A Synoptic Climatology of Winter Season Flooding Precipitation in Complex Terrain

A synoptic climatology of the last 57 years of atmospheric flow and thermodynamic analyses are performed to determine the large scale features responsible for extreme Truckee River daily mean river flows at Reno, Nevada to the lee of the Sierra Nevada Mountains. During this time period 18 events from November – May produced river flow rates exceeding 5000 cubic feet/second (cfs). Many (8) of these events were associated with major devastating river flooding along the Truckee River in Reno when in excess of 10,000 cfs stream flow rates where observed. Most notable of all events with >15,000 cfs stream flow rates were events in 1950, 1955, 1963, 1997 and 2005.

The synoptic analyses covered the region extending from northern British Columbia to the west central coast of Mexico and from ~3000 km west of the Pacific coast to the Front Range of the Rocky Mountains. NARR-A and NCEP-NCAR Reanalyses data were employed for at least 72 hours prior to peak stream flow periods every 6 hours in an effort to diagnose the location and intensity of the mid-upper tropospheric jet stream, midtropospheric moisture flows, lower-midtropospheric potential instability as well as midtropospheric thermal advection patterns. Additionally, composite rainfall analyses were also performed to determine when, where and to what extent all 18 events were the result of heavy rainfall as well as snowmelt within the Truckee River Basin. Composite charts of these fields as well as composite soundings were constructed just upstream from Reno, Nevada near the headwaters of the Truckee River Basin.

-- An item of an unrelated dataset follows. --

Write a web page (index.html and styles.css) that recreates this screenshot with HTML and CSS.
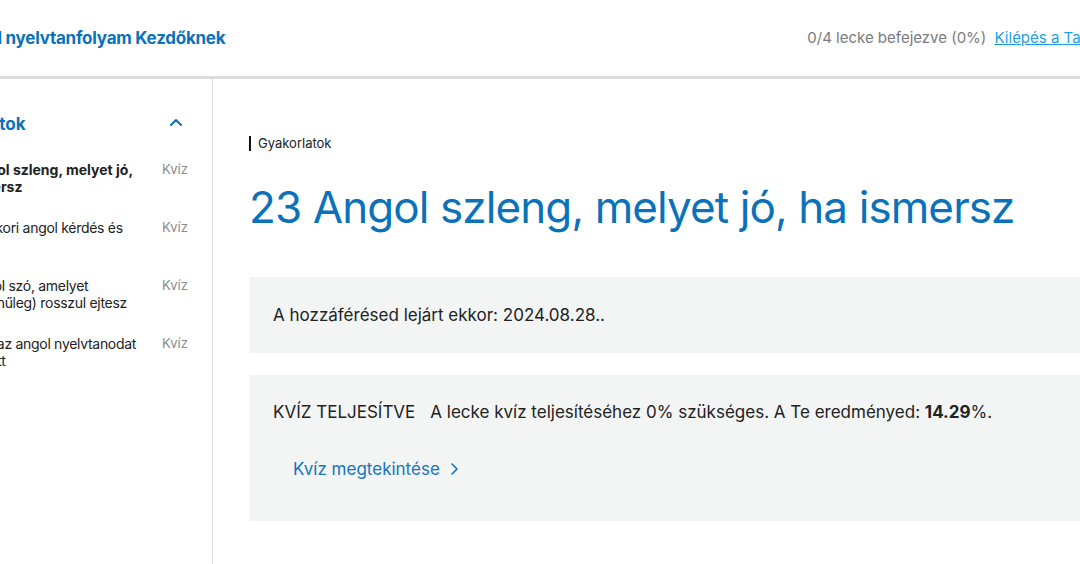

Results of these analyses indicated that in virtually every one of the 18 case studies heavy rainfall exceeding at least 25 mm/day (and often several times that amount) occurred to the lee of the Sierra Crest prior to flooding. Additionally, and most importantly to the study, the following atmospheric features were in place at least 24 hours prior to and during the heaviest rainfall that contributed to the flooding: 1) a very strong (>75 m/s) and elongated 250 hPa polar jet streak oriented southwest-northeast from ~2000 km west-northwest of the flood region and extending from the base of a deep synoptic scale trough over the Pacific, 2) a secondary midtropospheric (~700 hPa) wind maximum with an elevated “atmospheric river” (e.g., Nieman et al. 2008) of significant water vapor flux extending from the flood region upstream to the base of the synoptic scale trough over the Pacific, 3) a matching conduit of 850-500 hPa potential instability nearly coincident with the elevated “atmospheric river” of relatively high water vapor flux and 4) a very strong zone of 500 hPa warm air advection juxtaposed to cold air advection flanking the upstream trough and rapidly approaching the flood zone. The composite sounding indicated that warm moist air advection over the Sierra Nevada at and above 700 hPa established a deep midtropospheric sounding structure approaching saturated moist neutrality. This is consistent with the larger scale features observed including strong mid-upper tropospheric airflow, midtropospheric water vapor flux and midtropospheric warm air advection.

These features strongly suggest that to achieve primarily cold season lee side (spillover) precipitation rates often substantially exceeding 25 mm in 24 hours, that cause extreme rainfall and subsequent flooding in the lee side river basins of the western U.S., intense mid-upper tropospheric dynamics are essential and these dynamics are strongly coupled to midlevel jets and rivers of moisture much higher than the low-level jets and low-level rivers that have been shown (e.g., Nieman et al. 2008) to cause extreme rainfall and subsequent flooding in the Pacific coastal mountains of the western U.S.